STORED DATA:
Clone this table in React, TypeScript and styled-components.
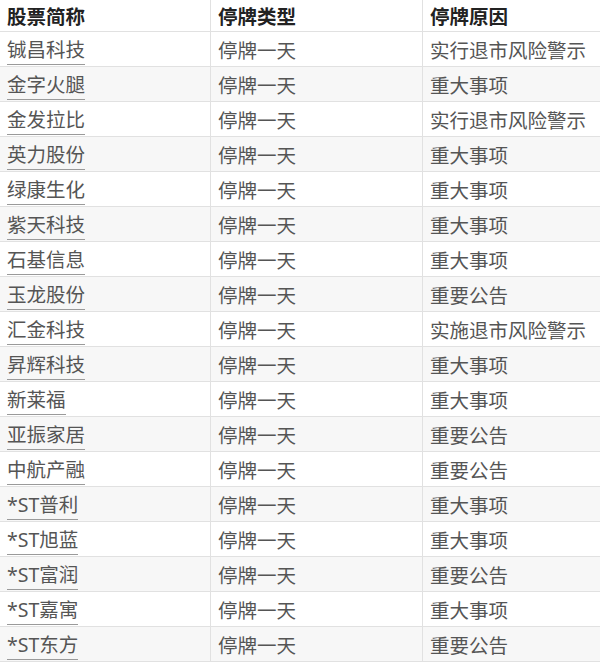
import React from "react";
import styled, { createGlobalStyle } from "styled-components";

const GlobalStyle = createGlobalStyle`
  html, body { margin: 0; padding: 0; background: #ffffff; }
  body { font-family: "Noto Sans", "Noto Sans CJK SC", sans-serif; }
`;

const Table = styled.div`
  width: 600px;
  display: flex;
  flex-direction: column;
`;

const Row = styled.div<{ $head?: boolean; $alt?: boolean }>`
  display: grid;
  grid-template-columns: 210px 212px 178px;
  height: ${(p) => (p.$head ? 32 : 35)}px;
  box-sizing: border-box;
  border-bottom: 1px solid #e1e1e1;
  background: ${(p) => (p.$alt ? "#f7f7f7" : "#ffffff")};
`;

const Cell = styled.div<{ $head?: boolean; $first?: boolean }>`
  display: flex;
  align-items: center;
  box-sizing: border-box;
  padding: 0 6px 0 7px;
  border-left: ${(p) => (p.$first ? "none" : "1px solid #e1e1e1")};
  font-size: 19.5px;
  white-space: nowrap;
  font-weight: ${(p) => (p.$head ? 700 : 400)};
  color: ${(p) => (p.$head ? "#222222" : "#555555")};
`;

const Name = styled.span`
  color: #555555;
  border-bottom: 1px solid #9a9a9a;
  padding-bottom: 1px;
`;

const rows: [string, string][] = [
  ["铖昌科技", "实行退市风险警示"],
  ["金字火腿", "重大事项"],
  ["金发拉比", "实行退市风险警示"],
  ["英力股份", "重大事项"],
  ["绿康生化", "重大事项"],
  ["紫天科技", "重大事项"],
  ["石基信息", "重大事项"],
  ["玉龙股份", "重要公告"],
  ["汇金科技", "实施退市风险警示"],
  ["昇辉科技", "重大事项"],
  ["新莱福", "重大事项"],
  ["亚振家居", "重要公告"],
  ["中航产融", "重要公告"],
  ["*ST普利", "重大事项"],
  ["*ST旭蓝", "重大事项"],
  ["*ST富润", "重要公告"],
  ["*ST嘉寓", "重大事项"],
  ["*ST东方", "重要公告"],
];

export default function App() {
  return (
    <>
      <GlobalStyle />
      <Table>
        <Row $head>
          <Cell $head $first>股票简称</Cell>
          <Cell $head>停牌类型</Cell>
          <Cell $head>停牌原因</Cell>
        </Row>
        {rows.map(([name, reason], i) => (
          <Row key={name} $alt={i % 2 === 1}>
            <Cell $first>
              <Name>{name}</Name>
            </Cell>
            <Cell>停牌一天</Cell>
            <Cell>{reason}</Cell>
          </Row>
        ))}
      </Table>
    </>
  );
}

WHAT YOU ARE ASKED TO DO: Exactly as written, return every line of the listing, but not the pictures.

COMPLETED EXERCISE:
Clone this table in React, TypeScript and styled-components.
import React from "react";
import styled, { createGlobalStyle } from "styled-components";

const GlobalStyle = createGlobalStyle`
  html, body { margin: 0; padding: 0; background: #ffffff; }
  body { font-family: "Noto Sans", "Noto Sans CJK SC", sans-serif; }
`;

const Table = styled.div`
  width: 600px;
  display: flex;
  flex-direction: column;
`;

const Row = styled.div<{ $head?: boolean; $alt?: boolean }>`
  display: grid;
  grid-template-columns: 210px 212px 178px;
  height: ${(p) => (p.$head ? 32 : 35)}px;
  box-sizing: border-box;
  border-bottom: 1px solid #e1e1e1;
  background: ${(p) => (p.$alt ? "#f7f7f7" : "#ffffff")};
`;

const Cell = styled.div<{ $head?: boolean; $first?: boolean }>`
  display: flex;
  align-items: center;
  box-sizing: border-box;
  padding: 0 6px 0 7px;
  border-left: ${(p) => (p.$first ? "none" : "1px solid #e1e1e1")};
  font-size: 19.5px;
  white-space: nowrap;
  font-weight: ${(p) => (p.$head ? 700 : 400)};
  color: ${(p) => (p.$head ? "#222222" : "#555555")};
`;

const Name = styled.span`
  color: #555555;
  border-bottom: 1px solid #9a9a9a;
  padding-bottom: 1px;
`;

const rows: [string, string][] = [
  ["铖昌科技", "实行退市风险警示"],
  ["金字火腿", "重大事项"],
  ["金发拉比", "实行退市风险警示"],
  ["英力股份", "重大事项"],
  ["绿康生化", "重大事项"],
  ["紫天科技", "重大事项"],
  ["石基信息", "重大事项"],
  ["玉龙股份", "重要公告"],
  ["汇金科技", "实施退市风险警示"],
  ["昇辉科技", "重大事项"],
  ["新莱福", "重大事项"],
  ["亚振家居", "重要公告"],
  ["中航产融", "重要公告"],
  ["*ST普利", "重大事项"],
  ["*ST旭蓝", "重大事项"],
  ["*ST富润", "重要公告"],
  ["*ST嘉寓", "重大事项"],
  ["*ST东方", "重要公告"],
];

export default function App() {
  return (
    <>
      <GlobalStyle />
      <Table>
        <Row $head>
          <Cell $head $first>股票简称</Cell>
          <Cell $head>停牌类型</Cell>
          <Cell $head>停牌原因</Cell>
        </Row>
        {rows.map(([name, reason], i) => (
          <Row key={name} $alt={i % 2 === 1}>
            <Cell $first>
              <Name>{name}</Name>
            </Cell>
            <Cell>停牌一天</Cell>
            <Cell>{reason}</Cell>
          </Row>
        ))}
      </Table>
    </>
  );
}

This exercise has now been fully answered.